→ **Source data**
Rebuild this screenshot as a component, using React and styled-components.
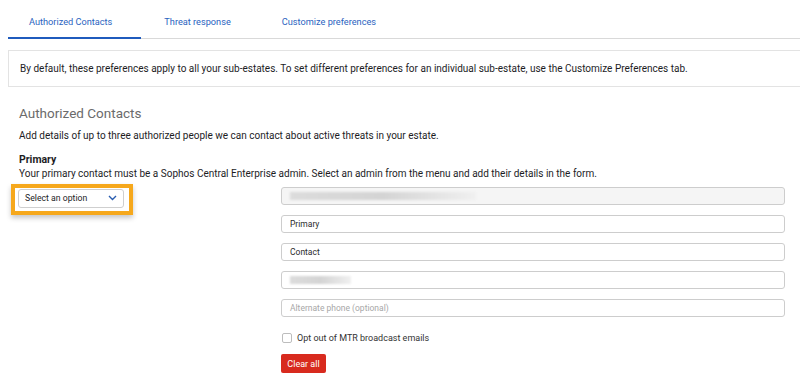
import React from "react";
import styled, { createGlobalStyle } from "styled-components";

const Global = createGlobalStyle`
  html, body { margin: 0; padding: 0; background: #fff; }
  body { font-family: Roboto, "Liberation Sans", sans-serif; color: #1d1d1f; overflow: hidden; width: 800px; height: 380px; }
  * { box-sizing: border-box; }
`;

const Page = styled.div`
  padding-left: 8px;
  width: 800px;
`;

const TabBar = styled.div`
  display: flex;
  height: 39px;
  border-bottom: 1px solid #d9d9d9;
  margin-right: -8px;
`;

const Tab = styled.div`
  display: flex;
  align-items: center;
  padding: 5px ${(p) => p.$pr}px 0 ${(p) => p.$pl}px;
  font-size: 9.2px;
  color: #2a63c0;
  margin-bottom: -1px;
  border-bottom: 2px solid ${(p) => (p.$active ? "#1f5bbd" : "transparent")};
`;

const InfoBox = styled.div`
  margin-top: 11px;
  height: 37px;
  border: 1px solid #e3e3e3;
  border-right: none;
  display: flex;
  align-items: center;
  padding-left: 11px;
  font-size: 10px;
  color: #1d1d1f;
  margin-right: -8px;
`;

const Content = styled.div`
  padding: 0 7px 0 11px;
`;

const Heading = styled.h2`
  margin: 18px 0 0;
  font-weight: 400;
  font-size: 13.5px;
  line-height: 17px;
  color: #6b6b6b;
`;

const Para = styled.p`
  margin: ${(p) => p.$mt || 0}px 0 0;
  font-size: 10px;
  line-height: 14px;
  color: #1d1d1f;
`;

const SubHead = styled.h3`
  margin: 10px 0 0;
  font-size: 10.5px;
  line-height: 14px;
  font-weight: 700;
  color: #1d1d1f;
`;

const FormRow = styled.div`
  display: grid;
  grid-template-columns: 262px 504px;
  align-items: start;
  margin-top: 5px;
`;

const Highlight = styled.div`
  display: inline-block;
  margin: -5px 0 0 -8px;
  padding: 1px 5px 3px 3px;
  border: 4px solid #f6a81c;
  background: #fff;
  box-shadow: 0 3px 5px rgba(0, 0, 0, 0.22);
`;

const SelectBox = styled.div`
  width: 106px;
  height: 19px;
  border: 1px solid #cfcfcf;
  border-radius: 3px;
  display: flex;
  align-items: center;
  justify-content: space-between;
  padding: 0 6px 0 6px;
  font-size: 8.7px;
  color: #1d1d1f;
`;

const Fields = styled.div`
  display: flex;
  flex-direction: column;
  gap: 10px;
  padding-top: 1px;
`;

const Field = styled.div`
  height: 18px;
  border: 1px solid #cdcdcd;
  border-radius: 3px;
  background: ${(p) => (p.$disabled ? "#f5f5f5" : "#fff")};
  display: flex;
  align-items: center;
  padding-left: 8px;
  font-size: 8.5px;
  color: ${(p) => (p.$placeholder ? "#a8a8a8" : "#2b2b2b")};
`;

const Blur = styled.span`
  display: block;
  height: 8px;
  width: ${(p) => p.$w}px;
  background: linear-gradient(90deg, #dcdcdc 0%, #d4d4d4 50%, #f0f0f0 100%);
  filter: blur(0.8px);
`;

const CheckRow = styled.label`
  display: flex;
  align-items: center;
  gap: 5px;
  margin-top: 6px;
  font-size: 9px;
  color: #333;
`;

const Check = styled.span`
  width: 10px;
  height: 10px;
  border: 1px solid #bdbdbd;
  border-radius: 2px;
  margin-left: 1px;
  background: #fff;
`;

const ClearButton = styled.button`
  align-self: flex-start;
  width: 45px;
  height: 19px;
  margin-top: 1px;
  border: none;
  border-radius: 2px;
  background: #d82a1e;
  color: #fff;
  font-family: inherit;
  font-size: 9px;
  padding: 0;
`;

export default function App() {
  return (
    <>
      <Global />
      <Page>
        <TabBar>
          <Tab $active $pl={21} $pr={29}>Authorized Contacts</Tab>
          <Tab $pl={23} $pr={27}>Threat response</Tab>
          <Tab $pl={24} $pr={24}>Customize preferences</Tab>
        </TabBar>
        <InfoBox>
          By default, these preferences apply to all your sub-estates. To set different preferences for an individual sub-estate, use the Customize Preferences tab.
        </InfoBox>
        <Content>
          <Heading>Authorized Contacts</Heading>
          <Para $mt={7}>Add details of up to three authorized people we can contact about active threats in your estate.</Para>
          <SubHead>Primary</SubHead>
          <Para>Your primary contact must be a Sophos Central Enterprise admin. Select an admin from the menu and add their details in the form.</Para>
          <FormRow>
            <div>
              <Highlight>
                <SelectBox>
                  <span>Select an option</span>
                  <svg width="9" height="6" viewBox="0 0 9 6">
                    <path d="M1 1l3.5 3.5L8 1" fill="none" stroke="#2a5db0" strokeWidth="1.4" />
                  </svg>
                </SelectBox>
              </Highlight>
            </div>
            <Fields>
              <Field $disabled><Blur $w={186} /></Field>
              <Field>Primary</Field>
              <Field>Contact</Field>
              <Field><Blur $w={61} /></Field>
              <Field $placeholder>Alternate phone (optional)</Field>
              <CheckRow><Check />Opt out of MTR broadcast emails</CheckRow>
              <ClearButton>Clear all</ClearButton>
            </Fields>
          </FormRow>
        </Content>
      </Page>
    </>
  );
}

→ **Stated exercise**
Write down every line of the data above that includes the string "components".

→ **Output**
Rebuild this screenshot as a component, using React and styled-components.
import styled, { createGlobalStyle } from "styled-components";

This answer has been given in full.